Appraising ‘professional learning communities’ (PLCs) for Malaysian schools through the lens of sociocultural theory: A critical review of literature with implications for research and practice

Tiong Ngee Derk

Abstract


In this article, I scrutinise the theory and practice of professional learning communities (PLCs), focussing on their implementation for the Malaysian context, seen mainly through the lens of sociocultural theory. PLCs in Malaysia are a relatively new development over the past decade and have been affirmed as a key strategy under the Ministry of Education’s ‘New Narrative of Educational Practice’ in 2019. Here, I consider both theoretical and empirical literature to argue that, in theory as well as practice, PLCs can be a sustainable and viable model for professional learning; however, important caveats apply.

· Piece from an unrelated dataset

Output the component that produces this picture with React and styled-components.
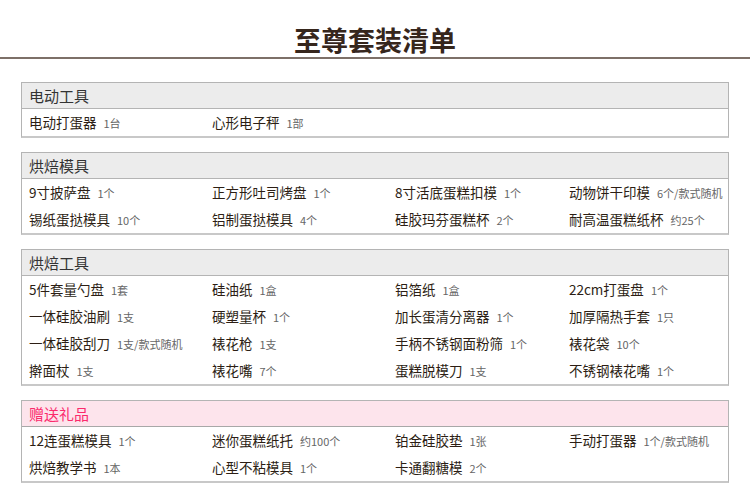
import React from 'react';
import styled, { createGlobalStyle } from 'styled-components';

const Global = createGlobalStyle`
  body { margin: 0; background: #fff; font-family: "Noto Sans CJK SC", "Noto Sans", sans-serif; }
`;

const sections = [
  { title: '电动工具', items: [['电动打蛋器', '1台'], ['心形电子秤', '1部']] },
  { title: '烘焙模具', items: [
    ['9寸披萨盘', '1个'], ['正方形吐司烤盘', '1个'], ['8寸活底蛋糕扣模', '1个'], ['动物饼干印模', '6个/款式随机'],
    ['锡纸蛋挞模具', '10个'], ['铝制蛋挞模具', '4个'], ['硅胶玛芬蛋糕杯', '2个'], ['耐高温蛋糕纸杯', '约25个'],
  ] },
  { title: '烘焙工具', items: [
    ['5件套量勺盘', '1套'], ['硅油纸', '1盒'], ['铝箔纸', '1盒'], ['22cm打蛋盘', '1个'],
    ['一体硅胶油刷', '1支'], ['硬塑量杯', '1个'], ['加长蛋清分离器', '1个'], ['加厚隔热手套', '1只'],
    ['一体硅胶刮刀', '1支/款式随机'], ['裱花枪', '1支'], ['手柄不锈钢面粉筛', '1个'], ['裱花袋', '10个'],
    ['擀面杖', '1支'], ['裱花嘴', '7个'], ['蛋糕脱模刀', '1支'], ['不锈钢裱花嘴', '1个'],
  ] },
  { title: '赠送礼品', gift: true, items: [
    ['12连蛋糕模具', '1个'], ['迷你蛋糕纸托', '约100个'], ['铂金硅胶垫', '1张'], ['手动打蛋器', '1个/款式随机'],
    ['烘焙教学书', '1本'], ['心型不粘模具', '1个'], ['卡通翻糖模', '2个'],
  ] },
];

const Page = styled.div`
  width: 750px;
  height: 503px;
  overflow: hidden;
`;

const Title = styled.h1`
  margin: 0;
  padding-top: 23px;
  height: 34px;
  text-align: center;
  font-size: 27px;
  font-weight: 700;
  color: #36261c;
  line-height: 34px;
  border-bottom: 2px solid #7d7068;
`;

const List = styled.div`
  padding: 23px 21px 0 21px;
  display: flex;
  flex-direction: column;
  gap: 14px;
`;

const Box = styled.div`
  border: 1px solid #b4b4b4;
  border-bottom: 2px solid #c8c8c8;
`;

const Header = styled.div`
  height: 25px;
  line-height: 25px;
  padding-left: 7px;
  font-size: 15px;
  background: ${p => (p.$gift ? '#fde4ec' : '#ececec')};
  color: ${p => (p.$gift ? '#fb2a6c' : '#333')};
  border-bottom: 1px solid ${p => (p.$gift ? '#a8a8a8' : '#b4b4b4')};
`;

const Grid = styled.div`
  display: grid;
  grid-template-columns: 183px 183px 174px auto;
  padding-left: 7px;
`;

const Item = styled.div`
  height: 27px;
  line-height: 27px;
  font-size: 13.5px;
  color: #2c1e14;
  white-space: nowrap;
`;

const Count = styled.span`
  margin-left: 7px;
  font-size: 11px;
  color: #666;
`;

export default function App() {
  return (
    <Page>
      <Global />
      <Title>至尊套装清单</Title>
      <List>
        {sections.map(s => (
          <Box key={s.title}>
            <Header $gift={s.gift}>{s.title}</Header>
            <Grid>
              {s.items.map(([n, c]) => (
                <Item key={n}>{n}<Count>{c}</Count></Item>
              ))}
            </Grid>
          </Box>
        ))}
      </List>
    </Page>
  );
}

The arguments put forward here are primarily from the perspective of sociocultural learning theory, which draws attention to (1) dialogue as the primary mechanism for learning in PLCs and (2) sociocultural context as influential for enabling or constraining said mechanism. Building on these, I review some of the specifics of the Malaysian context, drawing possible connections to practice and positioning them as ‘foreshadowed problems’ (Malinowski, 1922). The paper concludes by issuing a call to action for practitioners and researchers, inviting further work to clarify and better understand PLCs in Malaysia and internationally.